Tuesday, January 03, 2006

"Cutting Through"

There are situations which call for confronting a tenacious knot and cutting through it. Situations in which, somehow, the way to harmony and unity is blocked or frustrated - quite often by a tangle of deceit or corruption. Like Alexander the Great cutting the Gordian knot, one must take decisive action in order to meet with good fortune. It serves nothing and no one to be afraid to shake things up a bit. The ability to take corrective measures, when they are needed, is an essential trait of true leadership.

But those who bring discipline to bear must, above all, be honest - with others, and with themselves. Honesty is the hallmark of the strong and self-confident. The successful person masters the art of honesty much as a swordsman masters fencing. When lies, delusions and game-playing are getting in the way of teamwork, a swift sword of honest action, perhaps even punishment, must be wielded to protect one's integrity and values.
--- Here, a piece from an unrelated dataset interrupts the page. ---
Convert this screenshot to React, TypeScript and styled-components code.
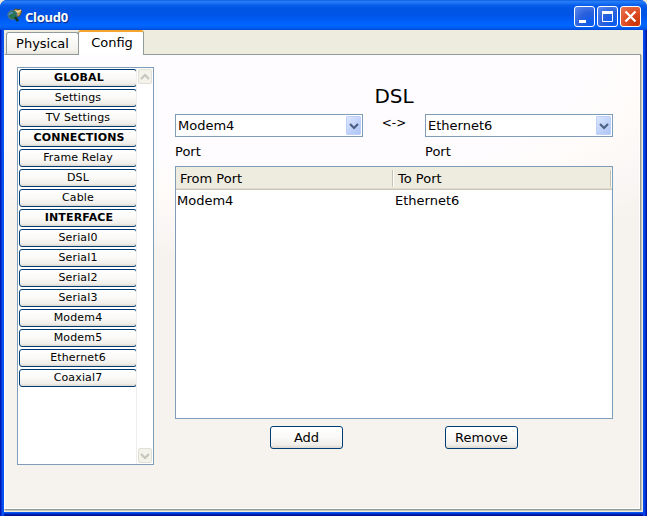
import React from "react";
import styled, { createGlobalStyle, css } from "styled-components";

const GlobalStyle = createGlobalStyle`
  * { box-sizing: border-box; }
  body { margin: 0; background: #ece9d8; overflow: hidden; }
  button { font: inherit; color: inherit; padding: 0; margin: 0; }
`;

const Window = styled.div`
  width: 647px;
  height: 516px;
  display: flex;
  flex-direction: column;
  overflow: hidden;
  border-radius: 7px 7px 0 0;
  background: #0a48e8;
  color: #000;
  font: 13px/16px Verdana, "DejaVu Sans", sans-serif;
`;

const TitleBar = styled.header`
  height: 30px;
  flex: none;
  display: flex;
  align-items: flex-start;
  padding: 6px 6px 0 7px;
  background: linear-gradient(180deg, #0250d8 0, #2a80fa 1px, #1c74f4 3px, #0a5fec 5px, #0055e5 8px, #0055e6 15px, #005df6 20px, #0066ff 25px, #005cf2 28px, #0048d4 30px);
`;

const WindowTitle = styled.h1`
  margin: 2px 0 0 2px;
  flex: 1;
  color: #fff;
  font: bold 13px/18px "Trebuchet MS", "Noto Sans", sans-serif;
  letter-spacing: -0.25px;
  text-shadow: 1px 1px 1px #0c2a88;
`;

const Controls = styled.div`
  display: flex;
  gap: 2px;
`;

const Control = styled.button<{ $close?: boolean }>`
  width: 21px;
  height: 21px;
  border: 1px solid #fff;
  border-radius: 3px;
  background: ${(p) =>
    p.$close
      ? "radial-gradient(circle at 80% 85%, #c93508 0, #dd4a22 45%, #e97656 100%)"
      : "radial-gradient(circle at 80% 85%, #0a5af0 0, #2960dc 50%, #5c8bf0 100%)"};
  svg { display: block; }
`;

const Frame = styled.div`
  flex: 1;
  min-height: 0;
  display: flex;
  padding: 0 4px 4px;
  background: linear-gradient(90deg, #0010a0 0, #0020c8 1px, #0a4cec 2px, #0855f0 4px, transparent 4px, transparent 643px, #0048f0 643px, #0040e8 645px, #0018a0 646px),
    linear-gradient(180deg, #0855f0 0, #0855f0 483px, #0020b8 484px, #00108a 486px);
`;

const Client = styled.div`
  flex: 1;
  display: flex;
  flex-direction: column;
  background: #eeebdf;
  padding: 0 2px 2px 0;
`;

const Tabs = styled.nav`
  height: 24px;
  flex: none;
  display: flex;
  align-items: flex-end;
  padding-left: 2px;
`;

const Tab = styled.button<{ $active?: boolean }>`
  border: 1px solid #919b9c;
  border-bottom: 0;
  border-radius: 3px 3px 0 0;
  ${(p) =>
    p.$active
      ? css`
          width: 66px;
          height: 25px;
          margin: 0 0 -1px -1px;
          background: #fff;
          border-top: 2px solid #f5a42c;
          padding: 0 0 1px 2px;
          z-index: 1;
        `
      : css`
          width: 73px;
          height: 22px;
          background: linear-gradient(#fff, #f4f3ee 80%, #e8e5da);
          padding-top: 1px;
        `}
`;

const Page = styled.main`
  flex: 1;
  min-height: 0;
  display: flex;
  align-items: flex-start;
  gap: 21px;
  padding: 12px 0 0 12px;
  border: 1px solid #919b9c;
  border-left-color: #fff;
  box-shadow: inset -1px -1px #fff, 1px 1px #cbc7b8;
  background: radial-gradient(ellipse 460px 215px at 50% 0, #fefcff 0, #fefcff 55%, #fffbf9 72%, #f9f6f5 88%, #f6f3ee 100%);
`;

const Sidebar = styled.aside`
  width: 137px;
  height: 398px;
  display: flex;
  border: 1px solid #7f9db9;
  background: #fff;
`;

const Items = styled.div`
  width: 119px;
  display: flex;
  flex-direction: column;
  gap: 2px;
  padding: 1px 0 0 1px;
  border-right: 1px solid #eeeeea;
  overflow: hidden;
`;

const xpButton = css`
  border: 1px solid #003c74;
  border-radius: 3px;
  background: linear-gradient(#fff, #faf9f7 50%, #f0eeea 85%, #ddd8ce);
`;

const Item = styled.button<{ $heading?: boolean }>`
  ${xpButton}
  width: 118px;
  height: 18px;
  flex: none;
  padding-left: ${(p) => (p.$heading ? 2 : 0)}px;
  font-size: 11px;
  line-height: 16px;
  font-weight: ${(p) => (p.$heading ? 700 : 400)};
  letter-spacing: 0.15px;
`;

const Scrollbar = styled.div`
  width: 16px;
  display: flex;
  flex-direction: column;
  justify-content: space-between;
  align-items: center;
  padding: 1px 0 1px 0;
`;

const Arrow = styled.button`
  width: 14px;
  height: 15px;
  border: 1px solid #e2e0d2;
  border-radius: 2px;
  background: #f3f2eb;
  svg { display: block; margin: auto; }
`;

const Editor = styled.section`
  width: 438px;
  display: flex;
  flex-direction: column;
`;

const Heading = styled.h2`
  margin: 17px 0 6px;
  height: 24px;
  font-size: 20px;
  line-height: 24px;
  font-weight: 400;
  text-align: center;
`;

const Ports = styled.div`
  height: 52px;
  display: flex;
`;

const PortField = styled.label`
  width: 188px;
  display: flex;
  flex-direction: column;
  gap: 7px;
`;

const Combo = styled.span`
  height: 23px;
  display: flex;
  align-items: center;
  justify-content: space-between;
  padding: 0 1px 0 2px;
  border: 1px solid #7f9db9;
  background: #fff;
`;

const Drop = styled.span`
  width: 15px;
  height: 19px;
  display: grid;
  place-items: center;
  border: 1px solid #bfd0f8;
  border-radius: 1px;
  background: linear-gradient(135deg, #dce7ff, #bed1fa 60%, #aec5f5);
`;

const Between = styled.span`
  width: 62px;
  padding-top: 1px;
  text-align: center;
  font-size: 12px;
`;

const Table = styled.div`
  height: 253px;
  border: 1px solid #7f9db9;
  background: #fff;
`;

const Row = styled.div<{ $head?: boolean }>`
  display: grid;
  grid-template-columns: 218px 218px;
  height: ${(p) => (p.$head ? 23 : 21)}px;
  ${(p) =>
    p.$head &&
    css`
      background: #eeebdf;
      box-shadow: inset 0 -1px #cbc7b8, inset 0 -2px #dedacb;
    `}
`;

const HeadCell = styled.span`
  height: 17px;
  margin-top: 3px;
  padding-left: 4px;
  line-height: 18px;
  border-right: 1px solid #fff;
  box-shadow: inset -1px 0 #c5c2b3;
`;

const Cell = styled.span`
  padding-left: 1px;
  line-height: 21px;
`;

const Actions = styled.div`
  display: flex;
  gap: 102px;
  padding: 7px 0 0 95px;
`;

const Action = styled.button`
  ${xpButton}
  width: 73px;
  height: 23px;
`;

const entries: { label: string; heading?: boolean }[] = [
  { label: "GLOBAL", heading: true },
  { label: "Settings" },
  { label: "TV Settings" },
  { label: "CONNECTIONS", heading: true },
  { label: "Frame Relay" },
  { label: "DSL" },
  { label: "Cable" },
  { label: "INTERFACE", heading: true },
  { label: "Serial0" },
  { label: "Serial1" },
  { label: "Serial2" },
  { label: "Serial3" },
  { label: "Modem4" },
  { label: "Modem5" },
  { label: "Ethernet6" },
  { label: "Coaxial7" },
];

function Chevron({ up, color, width = 10 }: { up?: boolean; color: string; width?: number }) {
  return (
    <svg width={width} height={8} viewBox="0 0 10 8">
      <path d={up ? "M1 6 5 2 9 6" : "M1 2 5 6 9 2"} fill="none" stroke={color} strokeWidth="2.2" />
    </svg>
  );
}

function AppIcon() {
  return (
    <svg width="16" height="17" viewBox="0 0 16 17">
      <path d="M6 5 8 3l6 1 0.500 2-2 4-4 1z" fill="#c2a04a" stroke="#5c5028" />
      <path d="m8 5 3 1 3-2" fill="none" stroke="#f5dda0" strokeWidth="1.4" />
      <circle cx="5.500" cy="9" r="4.500" fill="#267454" stroke="#4d7098" strokeWidth="1.200" />
      <path d="M2 9q1-3 4-2" fill="none" stroke="#5b92bf" strokeWidth="1.600" />
      <path d="m8 11 3 4" stroke="#17391f" strokeWidth="2.600" />
    </svg>
  );
}

function PortSelect({ value }: { value: string }) {
  return (
    <PortField>
      <Combo>
        {value}
        <Drop><Chevron color="#4d6185" /></Drop>
      </Combo>
      Port
    </PortField>
  );
}

export default function App() {
  return (
    <>
      <GlobalStyle />
      <Window>
        <TitleBar>
          <AppIcon />
          <WindowTitle>Cloud0</WindowTitle>
          <Controls>
            <Control aria-label="Minimize">
              <svg width="19" height="19"><path d="M4 13h7v3H4z" fill="#fff" /></svg>
            </Control>
            <Control aria-label="Maximize">
              <svg width="19" height="19"><path d="M4.500 5.500h10v9h-10z" fill="none" stroke="#fff" /><path d="M4 4h11v3H4z" fill="#fff" /></svg>
            </Control>
            <Control $close aria-label="Close">
              <svg width="19" height="19"><path d="m4.500 4.500 10 10m0-10-10 10" stroke="#fff" strokeWidth="2.300" /></svg>
            </Control>
          </Controls>
        </TitleBar>
        <Frame>
          <Client>
            <Tabs>
              <Tab>Physical</Tab>
              <Tab $active>Config</Tab>
            </Tabs>
            <Page>
              <Sidebar>
                <Items>
                  {entries.map((e) => (
                    <Item key={e.label} $heading={e.heading}>{e.label}</Item>
                  ))}
                </Items>
                <Scrollbar>
                  <Arrow aria-label="Scroll up"><Chevron up color="#c8c7bd" /></Arrow>
                  <Arrow aria-label="Scroll down"><Chevron color="#c8c7bd" /></Arrow>
                </Scrollbar>
              </Sidebar>
              <Editor>
                <Heading>DSL</Heading>
                <Ports>
                  <PortSelect value="Modem4" />
                  <Between>&lt;-&gt;</Between>
                  <PortSelect value="Ethernet6" />
                </Ports>
                <Table>
                  <Row $head><HeadCell>From Port</HeadCell><HeadCell>To Port</HeadCell></Row>
                  <Row><Cell>Modem4</Cell><Cell>Ethernet6</Cell></Row>
                </Table>
                <Actions>
                  <Action>Add</Action>
                  <Action>Remove</Action>
                </Actions>
              </Editor>
            </Page>
          </Client>
        </Frame>
      </Window>
    </>
  );
}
Decisiveness with integrity at times like these brings blessings to everyone..

But, be warned: though your actions need be vigorous, they must not be hasty, severe, or arbitrary. Be sure to carefully consider all the circumstances. In the case of a serious disruption of relations or events, you must forgive, but not forget - at least until a person has made reparation for their mistakes. If corrective action is necessary, make certain that it fits the crime. When rules have become slack and useless, only through the institution of clear and swift penalties can their effectiveness be restored.
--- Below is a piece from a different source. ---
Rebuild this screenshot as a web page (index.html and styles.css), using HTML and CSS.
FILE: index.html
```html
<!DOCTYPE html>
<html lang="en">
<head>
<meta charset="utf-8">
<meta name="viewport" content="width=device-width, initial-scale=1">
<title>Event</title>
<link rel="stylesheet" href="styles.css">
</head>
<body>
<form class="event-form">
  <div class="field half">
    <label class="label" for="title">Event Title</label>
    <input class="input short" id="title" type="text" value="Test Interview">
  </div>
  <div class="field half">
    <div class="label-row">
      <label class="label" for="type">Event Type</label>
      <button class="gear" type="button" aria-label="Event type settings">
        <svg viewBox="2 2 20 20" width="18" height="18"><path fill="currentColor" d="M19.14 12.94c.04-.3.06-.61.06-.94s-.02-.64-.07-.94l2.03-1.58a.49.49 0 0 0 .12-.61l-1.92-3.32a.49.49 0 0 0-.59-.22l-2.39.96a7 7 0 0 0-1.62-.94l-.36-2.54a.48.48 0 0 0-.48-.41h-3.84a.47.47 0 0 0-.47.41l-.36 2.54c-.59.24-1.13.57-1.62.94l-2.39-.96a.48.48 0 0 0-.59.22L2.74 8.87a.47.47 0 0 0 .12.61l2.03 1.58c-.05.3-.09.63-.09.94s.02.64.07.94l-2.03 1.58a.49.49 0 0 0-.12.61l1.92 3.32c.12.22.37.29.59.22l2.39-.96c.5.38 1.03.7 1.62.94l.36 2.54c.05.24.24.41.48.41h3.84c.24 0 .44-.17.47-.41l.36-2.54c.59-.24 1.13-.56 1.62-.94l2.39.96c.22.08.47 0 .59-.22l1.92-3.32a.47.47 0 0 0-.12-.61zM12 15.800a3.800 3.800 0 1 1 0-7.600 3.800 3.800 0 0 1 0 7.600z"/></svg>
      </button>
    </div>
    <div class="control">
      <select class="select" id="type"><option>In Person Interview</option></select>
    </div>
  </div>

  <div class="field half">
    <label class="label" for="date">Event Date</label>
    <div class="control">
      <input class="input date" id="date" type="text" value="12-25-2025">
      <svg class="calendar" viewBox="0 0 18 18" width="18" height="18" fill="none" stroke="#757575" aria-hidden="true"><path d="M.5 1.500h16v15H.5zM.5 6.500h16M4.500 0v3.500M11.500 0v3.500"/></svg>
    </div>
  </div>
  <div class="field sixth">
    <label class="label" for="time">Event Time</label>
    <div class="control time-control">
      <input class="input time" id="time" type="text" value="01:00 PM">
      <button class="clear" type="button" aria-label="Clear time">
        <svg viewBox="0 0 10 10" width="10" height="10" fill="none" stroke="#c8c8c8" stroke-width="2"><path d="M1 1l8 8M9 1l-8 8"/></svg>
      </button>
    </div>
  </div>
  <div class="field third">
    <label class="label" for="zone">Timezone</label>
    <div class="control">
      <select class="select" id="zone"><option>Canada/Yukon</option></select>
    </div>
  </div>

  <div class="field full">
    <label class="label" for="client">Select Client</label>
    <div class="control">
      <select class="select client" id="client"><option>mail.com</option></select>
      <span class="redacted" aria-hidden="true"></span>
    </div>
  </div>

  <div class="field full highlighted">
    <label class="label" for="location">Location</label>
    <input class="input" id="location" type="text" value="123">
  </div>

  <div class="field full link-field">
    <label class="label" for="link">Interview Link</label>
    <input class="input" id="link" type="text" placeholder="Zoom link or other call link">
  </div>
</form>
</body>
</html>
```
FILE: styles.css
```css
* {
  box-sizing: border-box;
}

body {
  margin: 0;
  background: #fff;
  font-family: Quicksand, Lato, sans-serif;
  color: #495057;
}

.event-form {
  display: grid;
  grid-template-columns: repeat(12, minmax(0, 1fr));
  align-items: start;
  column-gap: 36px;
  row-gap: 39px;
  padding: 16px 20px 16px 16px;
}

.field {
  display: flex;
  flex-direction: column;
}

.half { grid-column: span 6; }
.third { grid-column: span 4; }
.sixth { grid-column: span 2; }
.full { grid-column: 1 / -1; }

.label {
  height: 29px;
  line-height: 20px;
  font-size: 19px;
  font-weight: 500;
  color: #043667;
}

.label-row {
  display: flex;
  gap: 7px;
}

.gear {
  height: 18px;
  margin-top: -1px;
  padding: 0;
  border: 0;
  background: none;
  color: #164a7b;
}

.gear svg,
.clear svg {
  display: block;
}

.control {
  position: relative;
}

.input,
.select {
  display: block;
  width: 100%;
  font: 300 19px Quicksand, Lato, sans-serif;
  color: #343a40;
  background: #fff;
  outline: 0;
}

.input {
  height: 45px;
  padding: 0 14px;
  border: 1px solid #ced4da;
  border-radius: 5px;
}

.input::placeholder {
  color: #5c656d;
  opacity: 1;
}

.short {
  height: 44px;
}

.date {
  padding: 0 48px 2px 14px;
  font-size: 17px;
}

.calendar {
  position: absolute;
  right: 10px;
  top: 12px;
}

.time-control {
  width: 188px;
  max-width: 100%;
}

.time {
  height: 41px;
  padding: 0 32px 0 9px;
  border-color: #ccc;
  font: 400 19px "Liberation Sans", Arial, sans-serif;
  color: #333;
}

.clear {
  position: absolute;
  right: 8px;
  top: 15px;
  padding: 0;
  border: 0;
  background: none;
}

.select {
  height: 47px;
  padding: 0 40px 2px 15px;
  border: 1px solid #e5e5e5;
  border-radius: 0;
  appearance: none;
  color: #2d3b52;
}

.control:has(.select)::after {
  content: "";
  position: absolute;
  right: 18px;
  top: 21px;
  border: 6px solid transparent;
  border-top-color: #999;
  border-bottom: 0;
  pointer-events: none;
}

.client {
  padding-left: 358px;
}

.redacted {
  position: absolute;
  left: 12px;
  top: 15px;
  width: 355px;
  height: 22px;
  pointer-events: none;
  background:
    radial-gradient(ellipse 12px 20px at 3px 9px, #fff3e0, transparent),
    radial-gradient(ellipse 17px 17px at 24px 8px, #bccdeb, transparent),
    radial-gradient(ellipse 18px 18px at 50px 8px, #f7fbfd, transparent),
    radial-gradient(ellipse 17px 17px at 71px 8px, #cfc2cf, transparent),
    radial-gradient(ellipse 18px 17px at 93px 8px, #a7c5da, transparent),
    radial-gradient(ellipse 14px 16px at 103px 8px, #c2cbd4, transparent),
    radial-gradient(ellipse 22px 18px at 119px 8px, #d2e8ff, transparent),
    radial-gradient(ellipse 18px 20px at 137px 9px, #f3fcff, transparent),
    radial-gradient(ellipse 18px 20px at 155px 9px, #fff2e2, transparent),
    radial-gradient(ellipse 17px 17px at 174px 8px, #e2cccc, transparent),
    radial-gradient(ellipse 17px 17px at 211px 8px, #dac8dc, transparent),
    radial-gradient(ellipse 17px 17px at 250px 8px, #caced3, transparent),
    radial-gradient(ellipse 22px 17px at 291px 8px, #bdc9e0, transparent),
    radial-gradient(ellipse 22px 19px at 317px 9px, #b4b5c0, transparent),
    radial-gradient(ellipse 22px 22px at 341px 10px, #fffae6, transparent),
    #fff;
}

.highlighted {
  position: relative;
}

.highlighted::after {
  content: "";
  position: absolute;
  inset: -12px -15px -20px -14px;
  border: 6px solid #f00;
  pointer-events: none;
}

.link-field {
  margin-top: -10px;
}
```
I know it can be a very difficult situation. And while I believe all decent people have a tendency toward leniency, when the facts of a situation are clear-cut, and a grievous wrong has been committed, strong corrective action must be taken. And if such action must take the form of punishment to those who have committed the offense, bear in mind that the first job of the administrator of punishment is to see that the punishment be effective. In other words, that it serve its highest intended purpose - to cause the offenders to understand the wrong they have committed, and prevent them from committing it in the future.

In this, as with all things, beware your Ego.